Directions. Search the material and gather each line with "React" in it.

Records for processing.
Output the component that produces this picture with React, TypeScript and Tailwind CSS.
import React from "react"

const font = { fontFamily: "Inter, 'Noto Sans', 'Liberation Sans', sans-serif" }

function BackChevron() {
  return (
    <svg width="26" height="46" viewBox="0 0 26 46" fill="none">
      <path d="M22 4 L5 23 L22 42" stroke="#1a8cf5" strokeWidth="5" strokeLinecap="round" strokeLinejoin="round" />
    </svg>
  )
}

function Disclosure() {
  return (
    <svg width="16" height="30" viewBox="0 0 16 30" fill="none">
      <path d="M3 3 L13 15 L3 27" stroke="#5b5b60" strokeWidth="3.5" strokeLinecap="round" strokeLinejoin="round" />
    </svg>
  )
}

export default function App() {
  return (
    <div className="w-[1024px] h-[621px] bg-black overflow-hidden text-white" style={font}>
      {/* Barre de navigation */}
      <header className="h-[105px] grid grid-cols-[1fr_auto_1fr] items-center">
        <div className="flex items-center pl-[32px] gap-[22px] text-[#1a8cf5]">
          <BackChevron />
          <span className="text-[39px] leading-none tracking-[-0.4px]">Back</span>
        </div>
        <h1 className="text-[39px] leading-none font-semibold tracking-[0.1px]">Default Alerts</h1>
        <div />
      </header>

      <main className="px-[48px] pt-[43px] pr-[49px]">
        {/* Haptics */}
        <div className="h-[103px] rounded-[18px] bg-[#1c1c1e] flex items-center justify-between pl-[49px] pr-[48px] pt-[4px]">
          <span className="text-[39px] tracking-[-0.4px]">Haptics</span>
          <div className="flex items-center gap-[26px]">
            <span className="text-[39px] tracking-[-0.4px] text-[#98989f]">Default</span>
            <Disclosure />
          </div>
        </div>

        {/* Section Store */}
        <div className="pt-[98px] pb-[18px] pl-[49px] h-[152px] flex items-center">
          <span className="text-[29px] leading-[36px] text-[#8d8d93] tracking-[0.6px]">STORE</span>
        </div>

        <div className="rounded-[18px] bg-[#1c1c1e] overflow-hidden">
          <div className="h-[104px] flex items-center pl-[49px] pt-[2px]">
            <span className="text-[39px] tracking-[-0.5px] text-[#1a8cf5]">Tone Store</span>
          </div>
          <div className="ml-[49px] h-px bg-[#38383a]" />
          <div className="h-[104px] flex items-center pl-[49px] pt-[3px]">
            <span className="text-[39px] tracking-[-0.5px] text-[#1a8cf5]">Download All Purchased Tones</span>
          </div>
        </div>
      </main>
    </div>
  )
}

--

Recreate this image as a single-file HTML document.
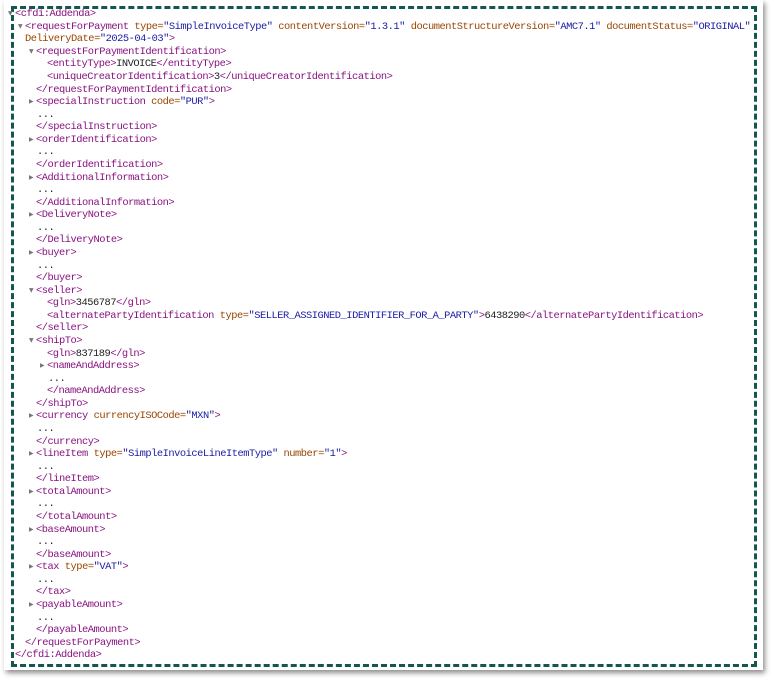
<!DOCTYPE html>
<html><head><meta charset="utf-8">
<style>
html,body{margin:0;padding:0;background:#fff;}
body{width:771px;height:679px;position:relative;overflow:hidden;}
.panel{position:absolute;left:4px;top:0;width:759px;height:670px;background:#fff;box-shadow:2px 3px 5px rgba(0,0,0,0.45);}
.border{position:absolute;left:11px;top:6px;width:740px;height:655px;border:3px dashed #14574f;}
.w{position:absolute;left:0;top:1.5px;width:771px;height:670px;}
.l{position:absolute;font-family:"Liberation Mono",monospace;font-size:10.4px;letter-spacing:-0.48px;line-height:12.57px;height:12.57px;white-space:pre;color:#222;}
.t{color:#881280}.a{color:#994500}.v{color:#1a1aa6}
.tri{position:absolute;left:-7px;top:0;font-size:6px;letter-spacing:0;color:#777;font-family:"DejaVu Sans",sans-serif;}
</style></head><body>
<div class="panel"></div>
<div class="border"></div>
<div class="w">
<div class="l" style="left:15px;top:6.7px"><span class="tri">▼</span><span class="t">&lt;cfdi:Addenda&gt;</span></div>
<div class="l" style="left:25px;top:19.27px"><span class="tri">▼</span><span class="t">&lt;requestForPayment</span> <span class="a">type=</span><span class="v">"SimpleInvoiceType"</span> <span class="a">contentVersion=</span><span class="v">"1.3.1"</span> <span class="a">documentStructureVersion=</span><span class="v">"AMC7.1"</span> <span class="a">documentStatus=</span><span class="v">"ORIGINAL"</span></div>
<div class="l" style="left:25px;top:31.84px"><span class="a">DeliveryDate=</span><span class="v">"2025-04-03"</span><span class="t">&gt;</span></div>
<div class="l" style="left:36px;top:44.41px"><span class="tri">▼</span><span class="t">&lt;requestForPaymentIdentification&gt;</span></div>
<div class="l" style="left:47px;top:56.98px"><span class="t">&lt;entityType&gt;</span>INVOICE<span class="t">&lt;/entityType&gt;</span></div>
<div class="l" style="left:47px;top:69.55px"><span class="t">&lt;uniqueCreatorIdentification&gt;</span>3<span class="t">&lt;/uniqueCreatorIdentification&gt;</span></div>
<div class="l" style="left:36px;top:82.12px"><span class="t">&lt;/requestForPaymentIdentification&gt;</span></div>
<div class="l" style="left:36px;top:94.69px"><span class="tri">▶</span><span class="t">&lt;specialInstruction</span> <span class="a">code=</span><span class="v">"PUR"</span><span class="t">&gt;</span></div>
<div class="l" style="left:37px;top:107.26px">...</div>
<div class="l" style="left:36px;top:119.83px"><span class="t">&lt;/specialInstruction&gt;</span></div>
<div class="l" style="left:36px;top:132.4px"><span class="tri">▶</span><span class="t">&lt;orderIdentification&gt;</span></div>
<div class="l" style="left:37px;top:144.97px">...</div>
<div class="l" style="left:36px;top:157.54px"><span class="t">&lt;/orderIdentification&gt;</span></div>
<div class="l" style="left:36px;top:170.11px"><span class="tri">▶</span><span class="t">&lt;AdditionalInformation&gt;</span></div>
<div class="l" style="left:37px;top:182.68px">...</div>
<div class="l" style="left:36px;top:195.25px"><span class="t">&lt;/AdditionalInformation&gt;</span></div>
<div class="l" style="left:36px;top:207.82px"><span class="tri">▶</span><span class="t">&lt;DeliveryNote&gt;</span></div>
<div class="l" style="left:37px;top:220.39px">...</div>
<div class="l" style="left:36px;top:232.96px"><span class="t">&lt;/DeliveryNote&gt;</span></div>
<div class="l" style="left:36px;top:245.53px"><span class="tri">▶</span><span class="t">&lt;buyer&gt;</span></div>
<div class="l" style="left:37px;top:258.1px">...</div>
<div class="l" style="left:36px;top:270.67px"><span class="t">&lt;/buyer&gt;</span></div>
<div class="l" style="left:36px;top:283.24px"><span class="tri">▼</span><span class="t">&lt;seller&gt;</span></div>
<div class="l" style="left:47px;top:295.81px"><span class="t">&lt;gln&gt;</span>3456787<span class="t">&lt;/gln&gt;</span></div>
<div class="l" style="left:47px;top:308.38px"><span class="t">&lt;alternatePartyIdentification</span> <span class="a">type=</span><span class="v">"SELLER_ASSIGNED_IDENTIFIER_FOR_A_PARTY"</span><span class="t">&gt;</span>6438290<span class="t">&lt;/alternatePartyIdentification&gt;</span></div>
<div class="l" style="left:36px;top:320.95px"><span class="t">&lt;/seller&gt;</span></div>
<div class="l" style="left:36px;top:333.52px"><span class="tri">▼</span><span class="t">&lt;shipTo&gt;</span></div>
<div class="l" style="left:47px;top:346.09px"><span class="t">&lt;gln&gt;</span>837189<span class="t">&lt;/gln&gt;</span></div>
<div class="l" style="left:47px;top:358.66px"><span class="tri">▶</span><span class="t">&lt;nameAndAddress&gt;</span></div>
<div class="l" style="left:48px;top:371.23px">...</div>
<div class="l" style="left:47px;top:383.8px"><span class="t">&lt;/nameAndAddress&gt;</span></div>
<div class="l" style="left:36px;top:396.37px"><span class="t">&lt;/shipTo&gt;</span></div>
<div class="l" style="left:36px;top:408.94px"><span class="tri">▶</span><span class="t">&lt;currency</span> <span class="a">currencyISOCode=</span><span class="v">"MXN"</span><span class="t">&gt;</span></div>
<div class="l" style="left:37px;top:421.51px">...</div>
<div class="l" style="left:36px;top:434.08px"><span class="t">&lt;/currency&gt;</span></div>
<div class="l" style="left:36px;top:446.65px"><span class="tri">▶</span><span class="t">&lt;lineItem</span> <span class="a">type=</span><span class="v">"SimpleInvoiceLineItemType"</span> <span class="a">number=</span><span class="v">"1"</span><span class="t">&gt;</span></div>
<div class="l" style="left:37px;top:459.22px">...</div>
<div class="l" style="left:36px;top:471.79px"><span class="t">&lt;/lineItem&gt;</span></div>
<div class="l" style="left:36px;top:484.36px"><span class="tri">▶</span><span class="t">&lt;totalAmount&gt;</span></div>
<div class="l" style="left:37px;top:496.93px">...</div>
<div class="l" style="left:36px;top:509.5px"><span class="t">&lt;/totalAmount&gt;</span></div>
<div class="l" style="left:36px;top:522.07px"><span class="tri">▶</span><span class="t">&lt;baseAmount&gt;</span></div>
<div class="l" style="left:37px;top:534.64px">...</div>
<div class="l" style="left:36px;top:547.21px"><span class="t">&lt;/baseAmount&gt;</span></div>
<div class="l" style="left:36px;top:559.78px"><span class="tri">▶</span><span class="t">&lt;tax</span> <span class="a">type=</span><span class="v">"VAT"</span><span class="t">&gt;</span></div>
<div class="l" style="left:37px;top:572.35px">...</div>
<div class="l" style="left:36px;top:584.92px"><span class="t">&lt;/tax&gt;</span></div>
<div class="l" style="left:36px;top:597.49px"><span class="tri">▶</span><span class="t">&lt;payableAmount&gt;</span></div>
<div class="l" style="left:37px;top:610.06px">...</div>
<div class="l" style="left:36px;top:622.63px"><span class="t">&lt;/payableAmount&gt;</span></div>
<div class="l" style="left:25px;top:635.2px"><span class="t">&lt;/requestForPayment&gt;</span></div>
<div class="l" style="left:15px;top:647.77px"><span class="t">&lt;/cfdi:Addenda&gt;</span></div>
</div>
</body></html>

==

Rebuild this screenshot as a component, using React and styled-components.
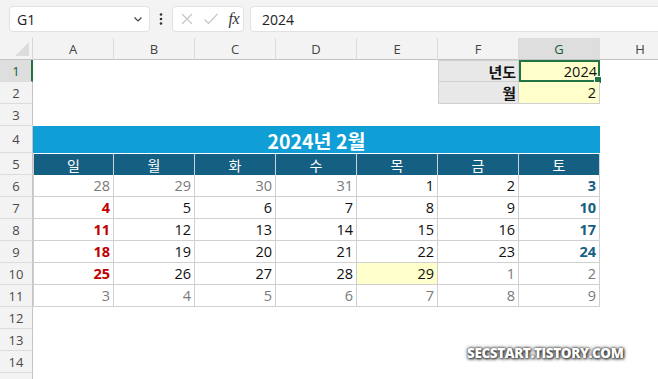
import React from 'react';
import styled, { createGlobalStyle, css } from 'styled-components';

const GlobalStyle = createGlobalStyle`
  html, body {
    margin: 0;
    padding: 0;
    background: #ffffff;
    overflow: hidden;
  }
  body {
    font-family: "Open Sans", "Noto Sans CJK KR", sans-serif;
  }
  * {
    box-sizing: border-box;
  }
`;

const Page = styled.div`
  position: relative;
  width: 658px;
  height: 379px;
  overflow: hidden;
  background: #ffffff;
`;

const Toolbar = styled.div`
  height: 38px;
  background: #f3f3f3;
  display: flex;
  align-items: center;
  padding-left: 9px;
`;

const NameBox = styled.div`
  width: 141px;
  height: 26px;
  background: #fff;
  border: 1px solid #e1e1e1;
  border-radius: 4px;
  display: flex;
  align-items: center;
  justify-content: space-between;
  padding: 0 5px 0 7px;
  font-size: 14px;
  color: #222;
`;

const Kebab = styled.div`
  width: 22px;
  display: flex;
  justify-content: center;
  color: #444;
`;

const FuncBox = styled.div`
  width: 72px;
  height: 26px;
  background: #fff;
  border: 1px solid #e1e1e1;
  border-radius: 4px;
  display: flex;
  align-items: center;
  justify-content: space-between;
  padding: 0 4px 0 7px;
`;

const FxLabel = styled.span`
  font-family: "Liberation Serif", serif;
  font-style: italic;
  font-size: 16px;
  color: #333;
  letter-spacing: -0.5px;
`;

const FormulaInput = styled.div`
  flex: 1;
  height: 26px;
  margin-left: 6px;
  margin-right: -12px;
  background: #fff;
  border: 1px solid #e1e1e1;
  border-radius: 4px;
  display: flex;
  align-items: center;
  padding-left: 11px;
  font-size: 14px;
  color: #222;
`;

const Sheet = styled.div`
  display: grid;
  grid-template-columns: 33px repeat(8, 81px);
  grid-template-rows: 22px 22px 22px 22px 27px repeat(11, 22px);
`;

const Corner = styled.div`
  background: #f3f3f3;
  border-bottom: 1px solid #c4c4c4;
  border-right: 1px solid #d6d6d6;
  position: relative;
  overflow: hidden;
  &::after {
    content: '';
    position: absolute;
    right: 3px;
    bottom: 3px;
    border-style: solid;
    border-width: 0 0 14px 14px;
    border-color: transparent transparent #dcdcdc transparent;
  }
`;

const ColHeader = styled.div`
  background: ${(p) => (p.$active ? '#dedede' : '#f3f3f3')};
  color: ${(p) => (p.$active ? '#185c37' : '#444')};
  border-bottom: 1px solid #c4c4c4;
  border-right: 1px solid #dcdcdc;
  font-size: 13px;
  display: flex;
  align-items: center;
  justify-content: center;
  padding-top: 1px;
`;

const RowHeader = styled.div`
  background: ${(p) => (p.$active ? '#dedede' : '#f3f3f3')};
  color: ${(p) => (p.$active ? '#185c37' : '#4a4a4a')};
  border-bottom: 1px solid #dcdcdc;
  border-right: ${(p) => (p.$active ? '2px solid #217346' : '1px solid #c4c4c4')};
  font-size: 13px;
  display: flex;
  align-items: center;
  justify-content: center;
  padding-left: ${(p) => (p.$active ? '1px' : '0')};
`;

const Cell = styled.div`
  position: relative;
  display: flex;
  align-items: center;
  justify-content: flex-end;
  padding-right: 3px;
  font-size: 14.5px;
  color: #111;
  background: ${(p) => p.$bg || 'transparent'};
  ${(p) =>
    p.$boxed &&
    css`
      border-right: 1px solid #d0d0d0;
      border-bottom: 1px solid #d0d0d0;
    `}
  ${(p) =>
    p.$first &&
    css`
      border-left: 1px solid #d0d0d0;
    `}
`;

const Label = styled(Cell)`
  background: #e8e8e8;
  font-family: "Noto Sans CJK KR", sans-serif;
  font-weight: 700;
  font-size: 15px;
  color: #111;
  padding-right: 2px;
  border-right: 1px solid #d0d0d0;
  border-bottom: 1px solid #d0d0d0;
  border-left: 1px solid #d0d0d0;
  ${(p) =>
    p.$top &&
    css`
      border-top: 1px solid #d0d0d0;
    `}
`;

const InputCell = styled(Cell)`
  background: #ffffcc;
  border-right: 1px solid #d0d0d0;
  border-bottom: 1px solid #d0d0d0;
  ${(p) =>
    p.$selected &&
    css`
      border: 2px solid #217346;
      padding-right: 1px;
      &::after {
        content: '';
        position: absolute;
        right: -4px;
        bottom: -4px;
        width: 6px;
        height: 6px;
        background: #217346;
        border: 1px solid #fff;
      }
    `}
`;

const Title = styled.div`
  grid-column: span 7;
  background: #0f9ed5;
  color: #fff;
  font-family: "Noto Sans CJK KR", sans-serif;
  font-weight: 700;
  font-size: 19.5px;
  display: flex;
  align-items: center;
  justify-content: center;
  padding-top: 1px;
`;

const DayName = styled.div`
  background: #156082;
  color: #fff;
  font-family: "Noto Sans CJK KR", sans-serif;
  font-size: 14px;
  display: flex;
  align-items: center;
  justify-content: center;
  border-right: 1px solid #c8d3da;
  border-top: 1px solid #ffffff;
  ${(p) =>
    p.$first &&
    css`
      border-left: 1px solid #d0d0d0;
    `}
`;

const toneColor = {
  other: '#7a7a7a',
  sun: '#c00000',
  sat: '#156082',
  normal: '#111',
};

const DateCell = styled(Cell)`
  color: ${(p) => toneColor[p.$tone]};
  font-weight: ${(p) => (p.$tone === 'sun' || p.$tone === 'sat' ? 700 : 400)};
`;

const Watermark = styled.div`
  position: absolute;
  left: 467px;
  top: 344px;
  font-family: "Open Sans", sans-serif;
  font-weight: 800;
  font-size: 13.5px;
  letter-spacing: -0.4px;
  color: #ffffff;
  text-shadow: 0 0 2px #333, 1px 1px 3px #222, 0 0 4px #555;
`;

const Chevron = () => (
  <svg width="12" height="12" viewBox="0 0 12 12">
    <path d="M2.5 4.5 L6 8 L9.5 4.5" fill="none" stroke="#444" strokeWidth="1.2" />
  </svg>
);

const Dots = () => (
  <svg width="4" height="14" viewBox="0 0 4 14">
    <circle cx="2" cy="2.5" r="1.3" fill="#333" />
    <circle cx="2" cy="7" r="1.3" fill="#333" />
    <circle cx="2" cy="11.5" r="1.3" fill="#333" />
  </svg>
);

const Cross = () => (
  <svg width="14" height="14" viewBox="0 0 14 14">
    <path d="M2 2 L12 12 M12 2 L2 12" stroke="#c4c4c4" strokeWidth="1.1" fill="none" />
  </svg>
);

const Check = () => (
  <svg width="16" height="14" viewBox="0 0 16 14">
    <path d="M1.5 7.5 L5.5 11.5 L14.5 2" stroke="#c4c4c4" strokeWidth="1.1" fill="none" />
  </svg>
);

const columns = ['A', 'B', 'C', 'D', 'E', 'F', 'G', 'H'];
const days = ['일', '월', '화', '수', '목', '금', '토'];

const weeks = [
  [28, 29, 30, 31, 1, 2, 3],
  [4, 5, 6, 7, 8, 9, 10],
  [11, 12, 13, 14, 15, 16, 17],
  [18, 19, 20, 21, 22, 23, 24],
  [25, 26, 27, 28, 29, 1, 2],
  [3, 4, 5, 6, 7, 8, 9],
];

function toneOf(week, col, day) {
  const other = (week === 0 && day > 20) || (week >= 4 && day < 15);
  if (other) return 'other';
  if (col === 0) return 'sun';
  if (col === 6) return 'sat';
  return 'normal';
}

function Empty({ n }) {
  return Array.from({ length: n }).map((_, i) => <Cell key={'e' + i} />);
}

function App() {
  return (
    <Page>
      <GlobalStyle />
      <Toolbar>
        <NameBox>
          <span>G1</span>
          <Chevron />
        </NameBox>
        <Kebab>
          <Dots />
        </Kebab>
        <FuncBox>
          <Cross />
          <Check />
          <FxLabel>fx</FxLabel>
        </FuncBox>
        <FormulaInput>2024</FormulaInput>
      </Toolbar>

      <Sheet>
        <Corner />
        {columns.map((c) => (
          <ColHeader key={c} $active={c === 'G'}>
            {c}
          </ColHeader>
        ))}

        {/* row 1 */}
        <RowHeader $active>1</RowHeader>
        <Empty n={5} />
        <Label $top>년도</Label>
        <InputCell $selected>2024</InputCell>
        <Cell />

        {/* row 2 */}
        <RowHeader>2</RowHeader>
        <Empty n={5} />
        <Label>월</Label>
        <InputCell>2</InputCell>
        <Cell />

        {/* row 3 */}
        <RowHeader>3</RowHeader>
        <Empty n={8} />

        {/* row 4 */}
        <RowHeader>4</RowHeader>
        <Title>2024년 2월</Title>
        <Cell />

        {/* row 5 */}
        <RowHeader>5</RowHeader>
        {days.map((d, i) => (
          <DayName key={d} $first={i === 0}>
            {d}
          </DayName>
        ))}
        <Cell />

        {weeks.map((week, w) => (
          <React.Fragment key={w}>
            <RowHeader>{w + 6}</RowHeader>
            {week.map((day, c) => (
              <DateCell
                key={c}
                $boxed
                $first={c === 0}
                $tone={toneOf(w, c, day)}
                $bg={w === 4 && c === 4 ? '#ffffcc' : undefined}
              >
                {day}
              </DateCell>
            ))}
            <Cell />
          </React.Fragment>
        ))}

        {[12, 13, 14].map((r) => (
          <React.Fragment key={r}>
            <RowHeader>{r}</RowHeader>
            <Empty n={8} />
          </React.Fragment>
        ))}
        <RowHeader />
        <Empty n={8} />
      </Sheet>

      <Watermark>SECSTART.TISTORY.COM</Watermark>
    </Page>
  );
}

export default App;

The output.
Output the component that produces this picture with React, TypeScript and Tailwind CSS.
import React from "react"
Rebuild this screenshot as a component, using React and styled-components.
import React from 'react';
          <React.Fragment key={w}>
          </React.Fragment>
          <React.Fragment key={r}>
          </React.Fragment>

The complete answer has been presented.